Tag Archives: Kurt Vonnegut

Render therefore unto Caesar

I let the book fall open where it would. As it happened, it fell open to the chapter about the island's outlawed holy man, Bokonon.

There was a quotation from The Books of Bokonon on the page before me. Those words leapt from the page and into my mind, and they were welcomed there.

The words were a paraphrase of the suggestion by Jesus: "Render therefore unto Caesar the things which are Caesar's."

Bokonon's paraphrase was this:

"Pay no attention to Caesar. Caesar doesn't have the slightest idea what's really going on."

—Kurt Vonnegut. Cat's Cradle (1963).

Maintenance

Another flaw in the human character is that everybody wants to build and nobody wants to do maintenance.

—Kurt Vonnegut. Hocus Pocus (1990).

This is my go-to line about the relative disdain of maintenance. I'm not offering it from a lofty place of superiority. Rather, I'm dealing with a result of the flaw.

The big trouble

The big trouble with dumb bastards is that they are too dumb to believe there is such a thing as being smart.

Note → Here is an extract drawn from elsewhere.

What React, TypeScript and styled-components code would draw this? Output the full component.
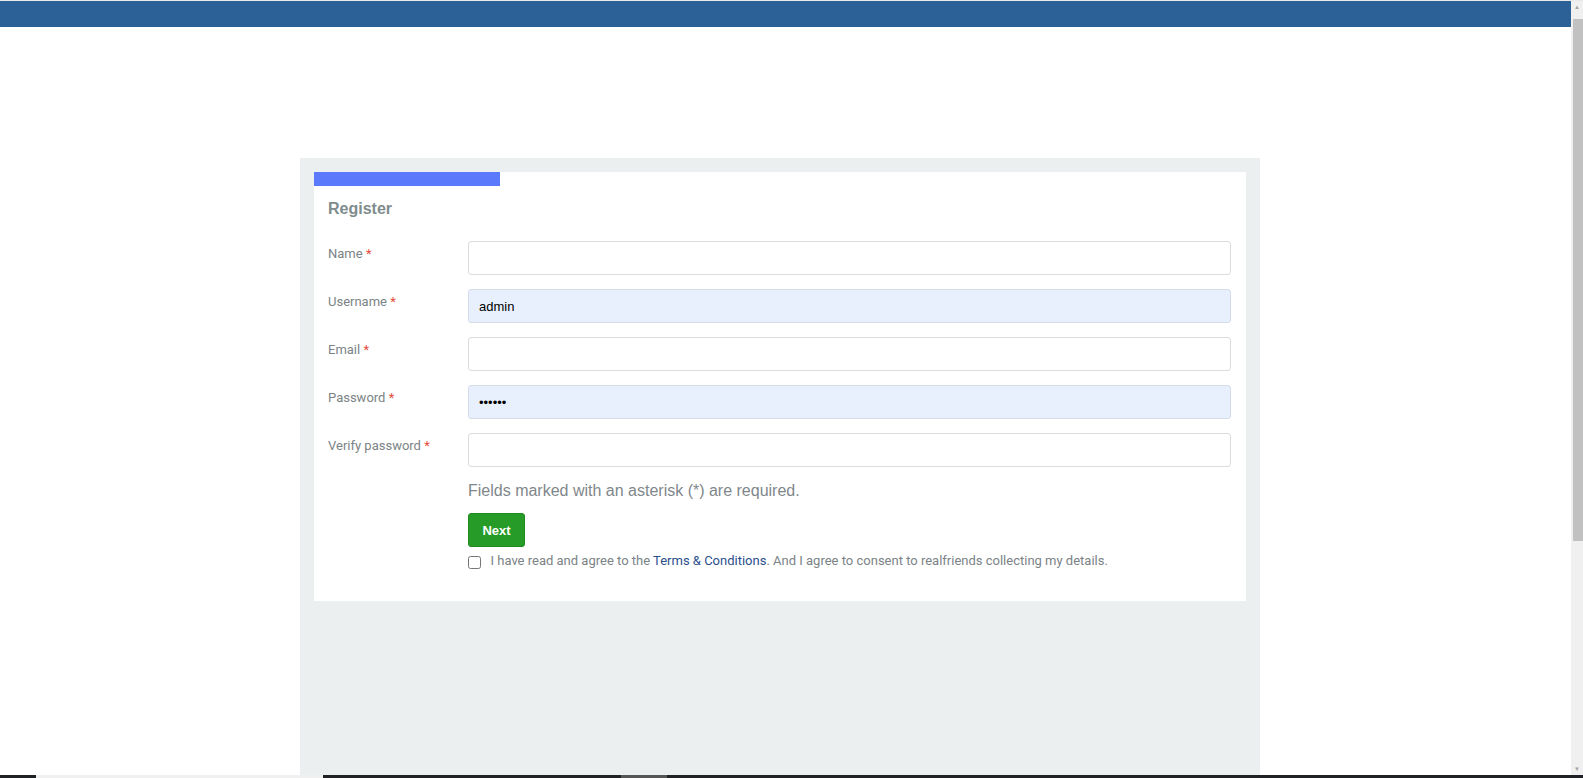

—Kurt Vonnegut, The Sirens of Titan (1959)

Apropos of nothing, I suppose, but that line has been banging around in my head.

I'm sorry I never met Kurt Vonnegut. ("He's up in Heaven now." [laughtrack]) Or maybe I'm not. I'd probably bore him. I don't have anything to say to any heroes—living or dead, real or fictional—and it doesn't bother me that much. Let us all keep our distance.

I've gone months now, if not years, without reading much of substance. Some articles here, some books there, but nothing much that gave me the Batman slap that I got from reading (some) Vonnegut for the first time. Maybe it's time to go back. That or Ed Abbey or Hunter Thompson—something to make the time go by, something to make the words coming in and going out have a little more something, I don't know what. I don't if that's something that's missing, but I miss it.

I don't know if Vonnegut was the inspiration, or if finding his writing was like finding a fellow thinker and that's why I latched on, but I've always felt comfortable in what I felt was the underlying current to all of his works that I read:

Bergeron's epitaph for the planet, I remember, which he said should be carved in big letters in a wall of the Grand Canyon for the flying-saucer people to find, was this:

WE COULD HAVE SAVED IT
BUT WE WERE TOO DOGGONE CHEAP

Only he didn't say 'doggone.'

Higher civilization

The darkest secret of this country, I am afraid, is that too many of its citizens imagine that they belong to a much higher civilization somewhere else. That higher civilization doesn't have to be another country. It can be the past instead—the United States as it was before it was spoiled by immigrants and the enfranchisement of the blacks.

This state of mind allows too many of us to lie and cheat and steal from the rest of us, to sell us junk and addictive poisons and corrupting entertainments. What are the rest of us, after all, but sub-human aborigines?

—Kurt Vonnegut. Bluebeard.

Armistice Day

I will come to a time in my backwards trip when November eleventh, accidentally my birthday, was a sacred day called Armistice Day. When I was a boy, and when Dwayne Hoover was a boy, all the people of all the nations which had fought in the First World War were silent during the eleventh minute of the eleventh hour of Armistice Day, which was the eleventh day of the eleventh month.

It was during that minute in nineteen hundred and eighteen, that millions upon millions of human beings stopped butchering one another. I have talked to old men who were on battlefields during that minute. They have told me in one way or another that the sudden silence was the Voice of God. So we still have among us some men who can remember when God spoke clearly to mankind.

Armistice Day has become Veterans' Day. Armistice Day was sacred. Veterans' Day is not.

So I will throw Veterans' Day over my shoulder. Armistice Day I will keep. I don't want to throw away any sacred things.

What else is sacred? Oh, Romeo and Juliet, for instance.

And all music is.

—Kurt Vonnegut. Breakfast of Champions.